Hal Handley Wins VEGA Volunteer Impact Service Award
Hal Handley is honored by the Volunteers for Economic Growth Alliance (VEGA) for going above and beyond his IESC volunteer assignment to assist development of the Ceylon Cinnamon brand and support the cinnamon industry as a driver of economic growth in Sri Lanka. IESC is implementing the Facilitating Economic Growth in Sri Lanka program through a leader with associate award from VEGA.
A former Senior Vice President with McCormick & Company with 47 years of experience in food product sales, marketing and production, Harold (‘Hal’) Handley has worked extensively in emerging economies around the world helping agribusinesses develop strategic plans, consulting on organization structure and evaluating product performance.
In preparation for his assignment in Sri Lanka, Hal conducted exhaustive background research on the Sri Lankan cinnamon industry, which ultimately allowed him to hit the ground running upon arrival in Colombo. He met with the Sri Lankan Ambassador and Commercial Minister at the Sri Lankan Embassy in Washington, DC to highlight the project, obtain additional insights, and engender high-level government support for the branding initiative.
Soon after arriving in Sri Lanka, during Hal’s in-country market assessment, he realized that the new U.S. Food Safety Modernization Act, signed in to law in January 2011, would have significant ramifications for Sri Lankan cinnamon as the law imposes a number of requirements regarding inspections, record keeping, controls, registrations and certifications to be able to export food products to the U.S. Although outside the scope of his project, Hal began a campaign to inform the local stakeholders of this new regulation, of which none of them were aware at the time. In addition to meeting all required deliverables, including a comprehensive, world class strategic plan for branding Ceylon Cinnamon, Hal solicited and secured proposals from a number of prominent marketing and public relations firms who are interested in promoting Ceylon Cinnamon in the United States.
Even after the formal end of his project, Hal has continued to work remotely to promote marketing and brand development over the course of the last six months.

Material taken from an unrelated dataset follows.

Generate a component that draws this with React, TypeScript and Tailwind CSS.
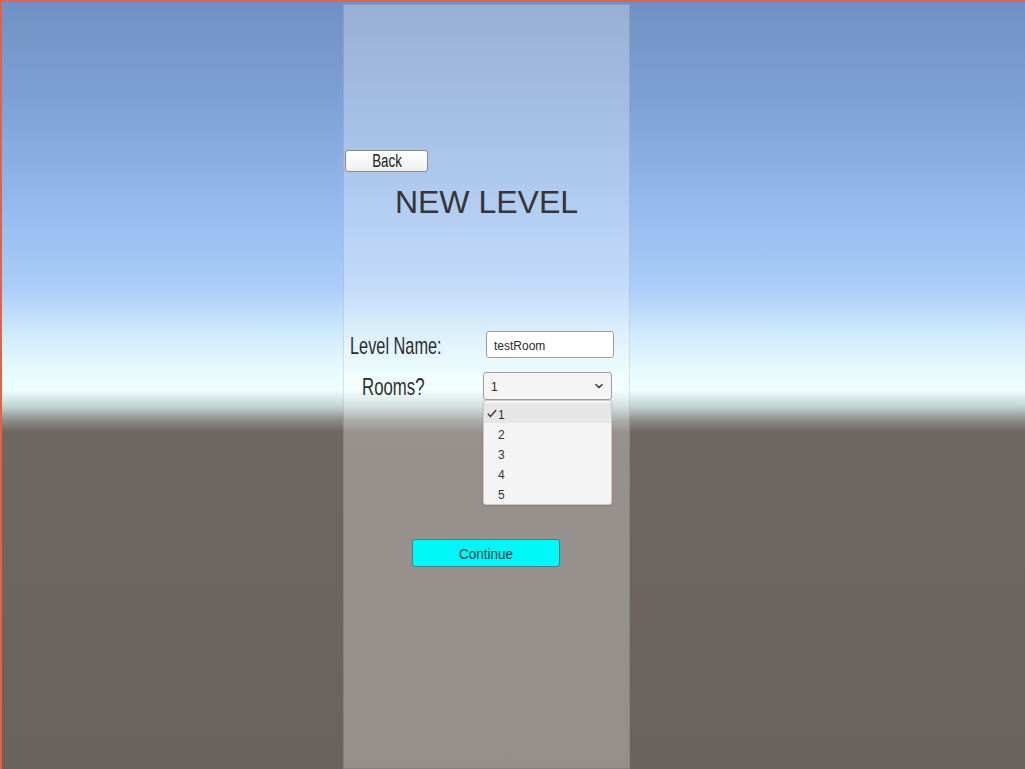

With ceaseless enthusiasm, hard work, and good will, he has continued to research, meet with the Embassy officials and relevant counterparts in the U.S., and provide information to the EDB and Spice Council to address the U.S. regulatory challenges for Ceylon Cinnamon and promote the brand in the U.S. He sees the potential for this work to make a significant impact on the Sri Lankan national economy and, thereby, the livelihoods of people throughout the country.